What is being asked: Retype, please, the listing from its opening line through the line that contains "- de afnemer</span></div>", both included, without the pictures.
>> Begin Data extract
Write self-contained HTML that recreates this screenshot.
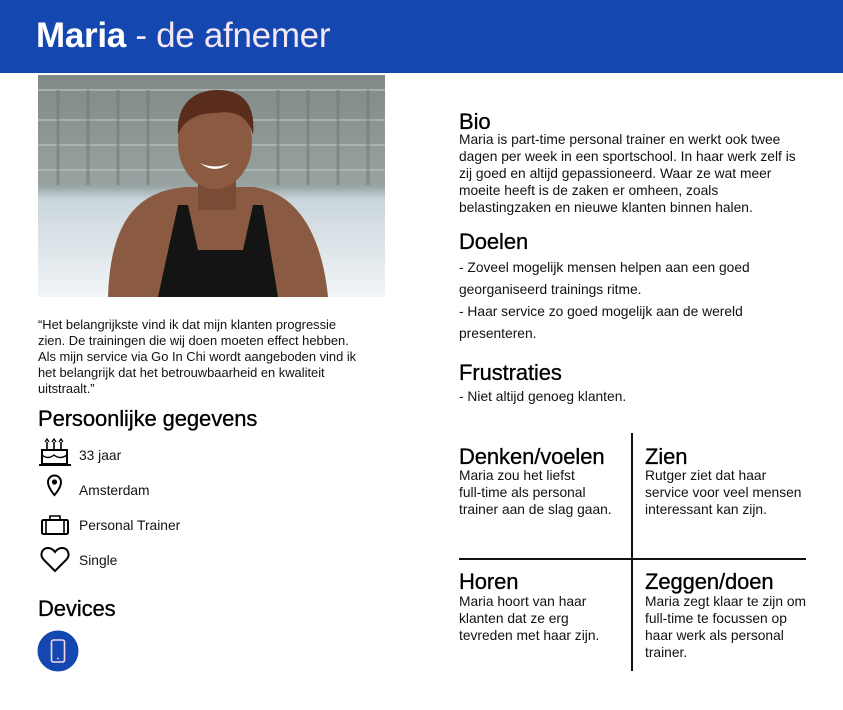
<!DOCTYPE html>
<html><head><meta charset="utf-8"><style>
*{margin:0;padding:0;box-sizing:border-box}
body{width:843px;height:710px;background:#fff;position:relative;overflow:hidden;font-family:"Liberation Sans",sans-serif;color:#111}
.a{position:absolute;white-space:nowrap}
.hd{position:absolute;left:0;top:0;width:843px;height:73px;background:#1447b0}
.t{left:36px;top:16px;font-size:35px;color:#fff;letter-spacing:-0.3px}
.t span{color:#f4e6f4}
.h{font-size:22px;font-weight:normal;color:#000;letter-spacing:-0.1px;-webkit-text-stroke:0.3px #000}
.p{font-size:13.8px;line-height:17px;color:#111}
.q{font-size:12.9px;line-height:16px}
</style></head><body>
<div class="hd"></div>
<div class="a t"><b>Maria</b><span> - de afnemer</span></div>

<svg class="a" style="left:38px;top:75px" width="347" height="222" viewBox="0 0 347 222">
<defs><linearGradient id="bg" x1="0" y1="0" x2="0" y2="1">
<stop offset="0" stop-color="#7f8a86"/><stop offset="0.5" stop-color="#98a3a2"/><stop offset="0.56" stop-color="#c9d5dc"/><stop offset="1" stop-color="#f2f5f7"/></linearGradient></defs>
<rect width="347" height="222" fill="url(#bg)"/>
<g stroke="#b4bdb9" stroke-width="2" opacity="0.7">
<line x1="0" y1="15" x2="347" y2="15"/><line x1="0" y1="45" x2="347" y2="45"/><line x1="0" y1="70" x2="347" y2="70"/><line x1="0" y1="95" x2="347" y2="95"/>
</g>
<g stroke="#6c7672" stroke-width="3" opacity="0.5">
<line x1="20" y1="15" x2="20" y2="110"/><line x1="50" y1="15" x2="50" y2="110"/><line x1="80" y1="15" x2="80" y2="110"/><line x1="110" y1="15" x2="110" y2="110"/><line x1="240" y1="15" x2="240" y2="110"/><line x1="270" y1="15" x2="270" y2="110"/><line x1="300" y1="15" x2="300" y2="110"/><line x1="330" y1="15" x2="330" y2="110"/>
</g>
<path d="M70 222 C72 160 90 115 150 112 L215 112 C265 118 285 170 290 222 Z" fill="#8a5a42"/>
<path d="M120 222 L140 130 L150 130 L160 175 L205 175 L215 130 L225 130 L240 222 Z" fill="#141414"/>
<rect x="160" y="95" width="38" height="40" fill="#7a4c36"/>
<ellipse cx="177" cy="68" rx="37" ry="46" fill="#8c5a40"/>
<path d="M140 60 C138 25 160 15 180 15 C205 15 218 30 215 60 C210 40 195 35 178 38 C160 38 145 45 140 60Z" fill="#5a2c1c"/>
<path d="M162 88 Q177 100 192 88 Q177 95 162 88Z" fill="#fff"/>
</svg>

<div class="a q" style="left:38px;top:317px">“Het belangrijkste vind ik dat mijn klanten progressie<br>zien. De trainingen die wij doen moeten effect hebben.<br>Als mijn service via Go In Chi wordt aangeboden vind ik<br>het belangrijk dat het betrouwbaarheid en kwaliteit<br>uitstraalt.”</div>

<div class="a h" style="left:38px;top:406px">Persoonlijke gegevens</div>

<svg class="a" style="left:38px;top:438px" width="34" height="135" viewBox="0 0 34 135" fill="none" stroke="#000" stroke-width="2">
<path d="M9 4v8M16 4v8M23 4v8" stroke-width="1.6"/><path d="M7 4l2-3 2 3M14 4l2-3 2 3M21 4l2-3 2 3" stroke-width="1.3"/>
<rect x="4" y="12" width="25" height="14"/><path d="M4 17 Q10 22 16 17 Q22 22 29 17" stroke-width="1.4"/><path d="M1 27h32"/>
<path d="M10 44 a6.5 6.5 0 0 1 13 0 c0 6 -6.5 13 -6.5 13 s-6.5 -7 -6.5 -13z"/><circle cx="16.5" cy="44" r="2.6" fill="#000" stroke="none"/>
<rect x="4" y="82" width="26" height="14" rx="1.5"/><path d="M12 82v-4h10v4M8 82v14M26 82v14" stroke-width="1.6"/>
<path d="M17 133 L6 122 C1 117 4 110 10 110 C13 110 15.5 112 17 114 C18.5 112 21 110 24 110 C30 110 33 117 28 122Z"/>
</svg>
<div class="a p" style="left:79px;top:447px">33 jaar</div>
<div class="a p" style="left:79px;top:482px">Amsterdam</div>
<div class="a p" style="left:79px;top:517px">Personal Trainer</div>
<div class="a p" style="left:79px;top:552px">Single</div>

<div class="a h" style="left:38px;top:596px">Devices</div>
<svg class="a" style="left:37px;top:630px" width="42" height="42" viewBox="0 0 42 42">
<circle cx="21" cy="21" r="20.5" fill="#1447b0"/>
<rect x="14.5" y="10" width="13" height="22" rx="2" fill="none" stroke="#f3d8ec" stroke-width="1.6"/>
<circle cx="21" cy="28.5" r="0.9" fill="#f3d8ec"/>
</svg>

<div class="a h" style="left:459px;top:109px">Bio</div>
<div class="a p" style="left:459px;top:131px">Maria is part-time personal trainer en werkt ook twee<br>dagen per week in een sportschool. In haar werk zelf is<br>zij goed en altijd gepassioneerd. Waar ze wat meer<br>moeite heeft is de zaken er omheen, zoals<br>belastingzaken en nieuwe klanten binnen halen.</div>

<div class="a h" style="left:459px;top:229px">Doelen</div>
<div class="a p" style="left:459px;top:257px;line-height:22px">- Zoveel mogelijk mensen helpen aan een goed<br>georganiseerd trainings ritme.<br>- Haar service zo goed mogelijk aan de wereld<br>presenteren.</div>

<div class="a h" style="left:459px;top:360px">Frustraties</div>
<div class="a p" style="left:459px;top:388px">- Niet altijd genoeg klanten.</div>

<div class="a" style="left:631px;top:433px;width:2px;height:238px;background:#111"></div>
<div class="a" style="left:459px;top:558px;width:347px;height:2px;background:#111"></div>

<div class="a h" style="left:459px;top:444px">Denken/voelen</div>
<div class="a p" style="left:459px;top:467px">Maria zou het liefst<br>full-time als personal<br>trainer aan de slag gaan.</div>
<div class="a h" style="left:645px;top:444px">Zien</div>
<div class="a p" style="left:645px;top:467px">Rutger ziet dat haar<br>service voor veel mensen<br>interessant kan zijn.</div>
<div class="a h" style="left:459px;top:569px">Horen</div>
<div class="a p" style="left:459px;top:593px">Maria hoort van haar<br>klanten dat ze erg<br>tevreden met haar zijn.</div>
<div class="a h" style="left:645px;top:569px">Zeggen/doen</div>
<div class="a p" style="left:645px;top:593px">Maria zegt klaar te zijn om<br>full-time te focussen op<br>haar werk als personal<br>trainer.</div>
</body></html>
>> End Data extract
Full answer:
Write self-contained HTML that recreates this screenshot.
<!DOCTYPE html>
<html><head><meta charset="utf-8"><style>
*{margin:0;padding:0;box-sizing:border-box}
body{width:843px;height:710px;background:#fff;position:relative;overflow:hidden;font-family:"Liberation Sans",sans-serif;color:#111}
.a{position:absolute;white-space:nowrap}
.hd{position:absolute;left:0;top:0;width:843px;height:73px;background:#1447b0}
.t{left:36px;top:16px;font-size:35px;color:#fff;letter-spacing:-0.3px}
.t span{color:#f4e6f4}
.h{font-size:22px;font-weight:normal;color:#000;letter-spacing:-0.1px;-webkit-text-stroke:0.3px #000}
.p{font-size:13.8px;line-height:17px;color:#111}
.q{font-size:12.9px;line-height:16px}
</style></head><body>
<div class="hd"></div>
<div class="a t"><b>Maria</b><span> - de afnemer</span></div>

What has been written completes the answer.